Back in May I had the fortune of attending the BMW PGA Championships at Wentworth and listening to Paul McGinley answer questions from a small gathering of people over lunch.  Away from the cameras I felt he was prepared to disclose a few things he might have had reservations about telling the world.  As an example, while he was understandably guarded when it came to his wildcards and other sensitive issues, McGinley did reveal plans for what in recent years has become something of a Ryder Cup highlight – the walk to the first tee.

Not many years ago the first tee gallery was a smattering of fans politely applauding players en route to the course.  Since, I’d say, The K Club in 2006, this has been ratcheted up to a near deafening effort to gain an early advantage.  This is as visceral and vocal as golf gets and McGinley knows the value of a patriotic home crowd (whether or not Scotland is still part of the UK by then?!).

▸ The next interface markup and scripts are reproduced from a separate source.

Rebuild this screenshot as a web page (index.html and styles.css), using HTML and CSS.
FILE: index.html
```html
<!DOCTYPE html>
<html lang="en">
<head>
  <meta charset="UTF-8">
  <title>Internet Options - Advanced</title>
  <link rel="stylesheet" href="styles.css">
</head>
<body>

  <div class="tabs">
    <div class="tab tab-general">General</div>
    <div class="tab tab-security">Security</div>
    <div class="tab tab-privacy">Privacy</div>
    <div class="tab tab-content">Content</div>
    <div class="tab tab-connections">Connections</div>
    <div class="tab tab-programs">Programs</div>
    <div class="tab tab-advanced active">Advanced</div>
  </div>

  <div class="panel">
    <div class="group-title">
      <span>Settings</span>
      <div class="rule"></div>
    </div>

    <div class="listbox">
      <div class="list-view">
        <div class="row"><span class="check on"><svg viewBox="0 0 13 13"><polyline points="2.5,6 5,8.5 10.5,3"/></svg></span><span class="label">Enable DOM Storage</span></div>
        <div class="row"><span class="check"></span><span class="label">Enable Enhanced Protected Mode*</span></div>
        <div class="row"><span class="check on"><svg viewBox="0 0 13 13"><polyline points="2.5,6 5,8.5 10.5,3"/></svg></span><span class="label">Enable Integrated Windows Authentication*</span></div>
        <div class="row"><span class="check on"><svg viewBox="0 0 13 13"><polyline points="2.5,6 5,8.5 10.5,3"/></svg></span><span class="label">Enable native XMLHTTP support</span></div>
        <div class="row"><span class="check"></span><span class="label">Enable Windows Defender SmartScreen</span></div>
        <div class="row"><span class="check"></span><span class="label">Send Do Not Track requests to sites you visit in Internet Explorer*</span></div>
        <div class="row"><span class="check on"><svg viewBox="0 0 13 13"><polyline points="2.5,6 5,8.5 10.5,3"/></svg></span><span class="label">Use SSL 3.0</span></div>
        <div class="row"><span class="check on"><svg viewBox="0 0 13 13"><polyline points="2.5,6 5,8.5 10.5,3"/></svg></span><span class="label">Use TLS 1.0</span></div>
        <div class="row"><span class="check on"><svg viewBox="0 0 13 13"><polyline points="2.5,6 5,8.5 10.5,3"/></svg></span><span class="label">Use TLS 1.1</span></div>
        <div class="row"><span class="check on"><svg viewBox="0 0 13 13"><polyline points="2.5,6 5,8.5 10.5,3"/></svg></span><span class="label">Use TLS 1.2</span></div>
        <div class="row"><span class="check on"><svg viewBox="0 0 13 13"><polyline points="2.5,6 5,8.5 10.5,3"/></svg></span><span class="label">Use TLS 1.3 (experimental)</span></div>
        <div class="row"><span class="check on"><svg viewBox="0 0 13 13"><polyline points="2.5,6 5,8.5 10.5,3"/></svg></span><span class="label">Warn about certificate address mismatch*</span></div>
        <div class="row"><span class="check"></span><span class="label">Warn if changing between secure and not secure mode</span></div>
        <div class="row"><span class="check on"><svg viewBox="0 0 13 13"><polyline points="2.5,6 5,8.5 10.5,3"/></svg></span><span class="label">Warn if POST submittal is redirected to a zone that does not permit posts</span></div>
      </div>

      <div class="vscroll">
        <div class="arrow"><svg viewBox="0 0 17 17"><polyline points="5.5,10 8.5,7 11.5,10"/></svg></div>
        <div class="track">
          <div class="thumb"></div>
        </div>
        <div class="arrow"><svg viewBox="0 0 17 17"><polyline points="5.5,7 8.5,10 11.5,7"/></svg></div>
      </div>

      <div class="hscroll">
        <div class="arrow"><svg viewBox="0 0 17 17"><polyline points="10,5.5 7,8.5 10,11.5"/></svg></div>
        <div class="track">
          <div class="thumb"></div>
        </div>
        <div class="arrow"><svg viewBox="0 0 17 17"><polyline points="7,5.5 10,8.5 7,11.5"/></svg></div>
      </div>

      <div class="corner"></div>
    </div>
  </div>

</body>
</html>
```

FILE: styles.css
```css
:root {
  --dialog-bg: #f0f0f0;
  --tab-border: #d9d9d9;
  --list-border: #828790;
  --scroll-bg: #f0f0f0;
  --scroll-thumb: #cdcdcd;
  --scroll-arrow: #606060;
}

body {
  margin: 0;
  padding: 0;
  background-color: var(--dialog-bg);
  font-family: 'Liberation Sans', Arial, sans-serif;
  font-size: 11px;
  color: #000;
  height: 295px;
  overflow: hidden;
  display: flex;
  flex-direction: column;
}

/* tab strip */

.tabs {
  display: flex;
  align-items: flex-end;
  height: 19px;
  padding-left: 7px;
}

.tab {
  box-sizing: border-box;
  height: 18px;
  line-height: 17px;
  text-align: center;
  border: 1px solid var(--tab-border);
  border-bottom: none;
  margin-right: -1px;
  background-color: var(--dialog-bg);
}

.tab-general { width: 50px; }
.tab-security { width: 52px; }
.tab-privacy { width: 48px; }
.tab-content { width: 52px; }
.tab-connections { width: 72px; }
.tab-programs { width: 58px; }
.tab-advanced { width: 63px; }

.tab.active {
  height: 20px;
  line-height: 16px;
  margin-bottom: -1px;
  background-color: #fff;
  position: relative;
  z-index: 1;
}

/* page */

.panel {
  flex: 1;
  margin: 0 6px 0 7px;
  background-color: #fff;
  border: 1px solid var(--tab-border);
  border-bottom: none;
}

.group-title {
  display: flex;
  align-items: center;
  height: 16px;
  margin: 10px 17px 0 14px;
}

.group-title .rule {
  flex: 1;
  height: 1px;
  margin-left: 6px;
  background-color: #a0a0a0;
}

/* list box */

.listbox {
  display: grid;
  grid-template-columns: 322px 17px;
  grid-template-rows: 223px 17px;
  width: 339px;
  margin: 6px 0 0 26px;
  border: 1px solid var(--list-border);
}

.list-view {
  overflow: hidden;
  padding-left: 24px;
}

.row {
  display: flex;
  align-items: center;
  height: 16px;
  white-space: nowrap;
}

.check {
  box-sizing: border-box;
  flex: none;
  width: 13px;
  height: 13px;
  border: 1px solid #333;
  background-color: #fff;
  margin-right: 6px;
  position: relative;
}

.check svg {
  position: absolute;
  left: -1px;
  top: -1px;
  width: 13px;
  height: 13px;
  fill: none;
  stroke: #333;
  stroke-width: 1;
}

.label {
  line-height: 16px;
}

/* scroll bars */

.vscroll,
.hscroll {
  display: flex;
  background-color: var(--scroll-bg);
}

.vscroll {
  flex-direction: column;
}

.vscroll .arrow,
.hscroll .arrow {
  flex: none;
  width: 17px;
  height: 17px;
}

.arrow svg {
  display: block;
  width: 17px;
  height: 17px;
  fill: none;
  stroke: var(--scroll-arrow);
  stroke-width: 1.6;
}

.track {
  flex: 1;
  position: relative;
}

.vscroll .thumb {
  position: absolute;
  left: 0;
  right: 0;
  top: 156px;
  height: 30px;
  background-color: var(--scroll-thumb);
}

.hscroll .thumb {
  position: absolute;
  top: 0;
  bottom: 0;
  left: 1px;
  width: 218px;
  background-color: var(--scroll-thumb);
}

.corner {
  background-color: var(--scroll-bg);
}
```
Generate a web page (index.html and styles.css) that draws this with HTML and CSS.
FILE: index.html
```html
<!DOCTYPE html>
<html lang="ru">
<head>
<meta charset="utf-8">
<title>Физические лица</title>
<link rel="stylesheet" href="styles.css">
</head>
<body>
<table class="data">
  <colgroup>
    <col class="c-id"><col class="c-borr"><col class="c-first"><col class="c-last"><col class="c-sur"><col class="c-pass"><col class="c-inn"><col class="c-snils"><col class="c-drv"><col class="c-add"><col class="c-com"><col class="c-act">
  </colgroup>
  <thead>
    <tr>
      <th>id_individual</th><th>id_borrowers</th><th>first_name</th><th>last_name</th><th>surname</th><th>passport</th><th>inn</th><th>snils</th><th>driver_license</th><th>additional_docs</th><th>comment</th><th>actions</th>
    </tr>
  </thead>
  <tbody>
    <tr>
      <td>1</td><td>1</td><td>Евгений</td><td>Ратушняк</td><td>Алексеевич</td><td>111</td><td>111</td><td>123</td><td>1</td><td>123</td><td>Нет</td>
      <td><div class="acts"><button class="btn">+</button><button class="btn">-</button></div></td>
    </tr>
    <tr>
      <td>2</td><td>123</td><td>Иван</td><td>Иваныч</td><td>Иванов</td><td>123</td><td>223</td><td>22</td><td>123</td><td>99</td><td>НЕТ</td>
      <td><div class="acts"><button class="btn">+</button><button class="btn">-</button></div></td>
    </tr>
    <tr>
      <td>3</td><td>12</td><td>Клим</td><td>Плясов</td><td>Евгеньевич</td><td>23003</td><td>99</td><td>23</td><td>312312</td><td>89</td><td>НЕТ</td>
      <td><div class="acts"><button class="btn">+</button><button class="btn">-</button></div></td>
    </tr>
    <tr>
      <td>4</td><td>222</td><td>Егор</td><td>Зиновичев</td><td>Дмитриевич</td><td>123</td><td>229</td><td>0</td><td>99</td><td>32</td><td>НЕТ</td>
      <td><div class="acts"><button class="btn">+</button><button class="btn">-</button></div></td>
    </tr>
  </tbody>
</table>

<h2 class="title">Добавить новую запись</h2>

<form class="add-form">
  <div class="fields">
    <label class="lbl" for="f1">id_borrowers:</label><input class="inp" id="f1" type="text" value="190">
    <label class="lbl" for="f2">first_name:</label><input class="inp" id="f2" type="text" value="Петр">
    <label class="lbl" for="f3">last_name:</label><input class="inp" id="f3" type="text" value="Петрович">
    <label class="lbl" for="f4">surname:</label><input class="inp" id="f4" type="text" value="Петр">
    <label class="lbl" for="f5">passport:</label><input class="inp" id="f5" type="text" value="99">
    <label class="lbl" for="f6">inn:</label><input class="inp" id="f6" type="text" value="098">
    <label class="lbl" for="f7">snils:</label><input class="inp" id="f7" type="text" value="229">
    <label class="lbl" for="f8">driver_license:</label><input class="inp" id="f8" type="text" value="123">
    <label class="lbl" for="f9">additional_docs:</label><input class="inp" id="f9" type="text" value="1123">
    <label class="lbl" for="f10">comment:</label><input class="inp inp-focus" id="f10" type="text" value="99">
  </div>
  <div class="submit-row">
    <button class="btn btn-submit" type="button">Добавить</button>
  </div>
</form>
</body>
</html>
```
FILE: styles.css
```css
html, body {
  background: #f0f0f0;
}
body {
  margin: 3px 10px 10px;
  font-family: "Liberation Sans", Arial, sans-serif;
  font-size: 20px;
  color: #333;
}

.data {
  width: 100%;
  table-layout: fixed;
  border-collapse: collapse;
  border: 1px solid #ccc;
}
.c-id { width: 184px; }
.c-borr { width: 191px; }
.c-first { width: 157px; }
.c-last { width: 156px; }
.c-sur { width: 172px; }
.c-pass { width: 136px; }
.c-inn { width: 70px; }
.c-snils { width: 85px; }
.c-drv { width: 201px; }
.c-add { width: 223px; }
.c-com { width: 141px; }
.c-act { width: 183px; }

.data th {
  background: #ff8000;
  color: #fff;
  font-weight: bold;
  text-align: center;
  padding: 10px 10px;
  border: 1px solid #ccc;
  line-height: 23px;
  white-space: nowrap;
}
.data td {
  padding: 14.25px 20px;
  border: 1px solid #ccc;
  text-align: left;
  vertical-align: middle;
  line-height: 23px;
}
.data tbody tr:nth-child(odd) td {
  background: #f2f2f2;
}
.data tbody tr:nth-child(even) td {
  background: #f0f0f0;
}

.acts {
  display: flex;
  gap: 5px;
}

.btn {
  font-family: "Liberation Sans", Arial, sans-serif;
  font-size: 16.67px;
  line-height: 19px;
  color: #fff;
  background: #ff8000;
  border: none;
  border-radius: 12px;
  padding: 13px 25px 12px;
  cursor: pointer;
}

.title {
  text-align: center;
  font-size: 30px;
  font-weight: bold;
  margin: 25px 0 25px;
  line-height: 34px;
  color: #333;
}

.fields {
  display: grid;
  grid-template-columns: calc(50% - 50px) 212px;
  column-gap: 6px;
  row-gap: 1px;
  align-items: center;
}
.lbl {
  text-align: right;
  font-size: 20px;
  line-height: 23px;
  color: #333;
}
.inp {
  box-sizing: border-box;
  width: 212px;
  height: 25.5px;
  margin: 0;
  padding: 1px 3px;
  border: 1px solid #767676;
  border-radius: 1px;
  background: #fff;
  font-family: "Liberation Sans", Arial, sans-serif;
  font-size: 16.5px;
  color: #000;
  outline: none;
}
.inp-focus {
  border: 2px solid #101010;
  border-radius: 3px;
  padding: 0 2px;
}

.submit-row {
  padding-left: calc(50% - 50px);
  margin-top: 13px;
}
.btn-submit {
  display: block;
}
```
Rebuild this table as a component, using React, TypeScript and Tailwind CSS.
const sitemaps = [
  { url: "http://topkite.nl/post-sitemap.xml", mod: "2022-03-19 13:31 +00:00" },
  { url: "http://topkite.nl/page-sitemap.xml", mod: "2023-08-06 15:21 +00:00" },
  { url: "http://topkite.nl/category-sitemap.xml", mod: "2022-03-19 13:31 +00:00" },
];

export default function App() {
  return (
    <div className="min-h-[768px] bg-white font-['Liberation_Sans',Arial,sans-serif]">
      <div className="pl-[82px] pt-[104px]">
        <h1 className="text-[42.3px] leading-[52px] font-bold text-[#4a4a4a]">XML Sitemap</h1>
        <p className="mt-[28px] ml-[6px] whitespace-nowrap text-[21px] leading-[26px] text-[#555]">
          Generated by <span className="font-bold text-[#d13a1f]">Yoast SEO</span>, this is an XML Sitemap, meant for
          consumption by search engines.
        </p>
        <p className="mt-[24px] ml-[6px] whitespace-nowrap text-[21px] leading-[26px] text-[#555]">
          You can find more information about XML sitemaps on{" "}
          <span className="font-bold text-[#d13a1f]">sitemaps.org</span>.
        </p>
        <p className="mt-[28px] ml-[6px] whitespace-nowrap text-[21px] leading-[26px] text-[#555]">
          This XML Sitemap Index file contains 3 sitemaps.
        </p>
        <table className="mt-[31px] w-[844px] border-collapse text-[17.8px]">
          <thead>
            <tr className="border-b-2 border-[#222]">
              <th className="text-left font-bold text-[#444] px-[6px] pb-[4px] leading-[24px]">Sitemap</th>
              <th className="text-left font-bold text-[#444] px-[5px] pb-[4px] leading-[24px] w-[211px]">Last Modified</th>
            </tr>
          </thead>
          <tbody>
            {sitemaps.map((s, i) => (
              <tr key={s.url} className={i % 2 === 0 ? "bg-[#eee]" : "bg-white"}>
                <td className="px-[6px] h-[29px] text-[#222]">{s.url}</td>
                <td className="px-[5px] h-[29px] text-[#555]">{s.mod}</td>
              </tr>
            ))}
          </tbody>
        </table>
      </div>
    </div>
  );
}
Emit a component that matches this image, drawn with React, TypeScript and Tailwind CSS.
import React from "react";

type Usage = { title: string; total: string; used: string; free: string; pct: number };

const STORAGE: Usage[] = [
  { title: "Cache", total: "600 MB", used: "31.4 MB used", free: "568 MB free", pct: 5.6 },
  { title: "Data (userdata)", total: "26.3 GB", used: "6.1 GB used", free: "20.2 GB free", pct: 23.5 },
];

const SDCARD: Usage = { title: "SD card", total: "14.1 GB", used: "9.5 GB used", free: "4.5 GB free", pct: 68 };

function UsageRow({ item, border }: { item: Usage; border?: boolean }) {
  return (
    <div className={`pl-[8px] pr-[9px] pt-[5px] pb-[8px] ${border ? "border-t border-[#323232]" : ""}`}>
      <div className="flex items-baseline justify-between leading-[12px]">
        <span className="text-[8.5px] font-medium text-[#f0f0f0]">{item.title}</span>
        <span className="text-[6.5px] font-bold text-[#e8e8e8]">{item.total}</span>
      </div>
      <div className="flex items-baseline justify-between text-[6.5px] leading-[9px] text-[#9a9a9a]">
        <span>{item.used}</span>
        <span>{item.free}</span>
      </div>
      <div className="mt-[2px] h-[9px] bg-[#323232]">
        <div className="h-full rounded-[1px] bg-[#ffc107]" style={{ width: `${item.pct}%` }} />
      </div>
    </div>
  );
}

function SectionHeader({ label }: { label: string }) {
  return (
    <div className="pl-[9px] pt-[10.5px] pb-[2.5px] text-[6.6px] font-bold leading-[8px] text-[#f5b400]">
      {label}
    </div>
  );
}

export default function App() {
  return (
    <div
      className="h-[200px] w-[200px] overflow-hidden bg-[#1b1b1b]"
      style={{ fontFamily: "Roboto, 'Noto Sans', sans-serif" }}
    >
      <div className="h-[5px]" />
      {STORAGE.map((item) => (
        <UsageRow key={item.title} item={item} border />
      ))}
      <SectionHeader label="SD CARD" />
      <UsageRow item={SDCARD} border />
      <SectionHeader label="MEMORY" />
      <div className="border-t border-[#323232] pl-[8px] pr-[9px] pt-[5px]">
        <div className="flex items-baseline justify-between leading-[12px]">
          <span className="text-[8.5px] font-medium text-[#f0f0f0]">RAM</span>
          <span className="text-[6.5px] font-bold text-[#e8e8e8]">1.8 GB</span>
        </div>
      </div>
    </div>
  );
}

Gleneagles this year is set to take it up yet another notch. As in recent years, the first tee will be surrounded by a horse shoe grandstand that seats a couple of thousand spectators and guarantees the stomach-churning, hair-on-end atmosphere  McGinley is looking for.  Alongside that cauldron, however, is the introduction of a covered walkway from the hotel to the first tee. Lined with images of past Ryder Cup heroics, flashing lights, and a number of TV cameras to capture the moment, this new entrance is more akin to the tunnel at a football stadium or even the entrance to a gladiatorial arena. Live pictures will be beamed on to a giant screen set to the side of the first tee, so as the crowds wait patiently for the players to appear, they’ll be able to see them get closer and increase the volume levels with every step of the walk. The crescendo of noise as the players appear on the tee will surely be unprecedented.

I don’t envy the pressure that accompanies that kind of welcome, but picturing the scenes for those Friday morning fourballs certainly gets me excited about what’s to follow.  And for me it’s the little insights like that that set my pulse racing, not the regurgitated articles and TV repeats.  It’s just a shame we don’t hear more of them.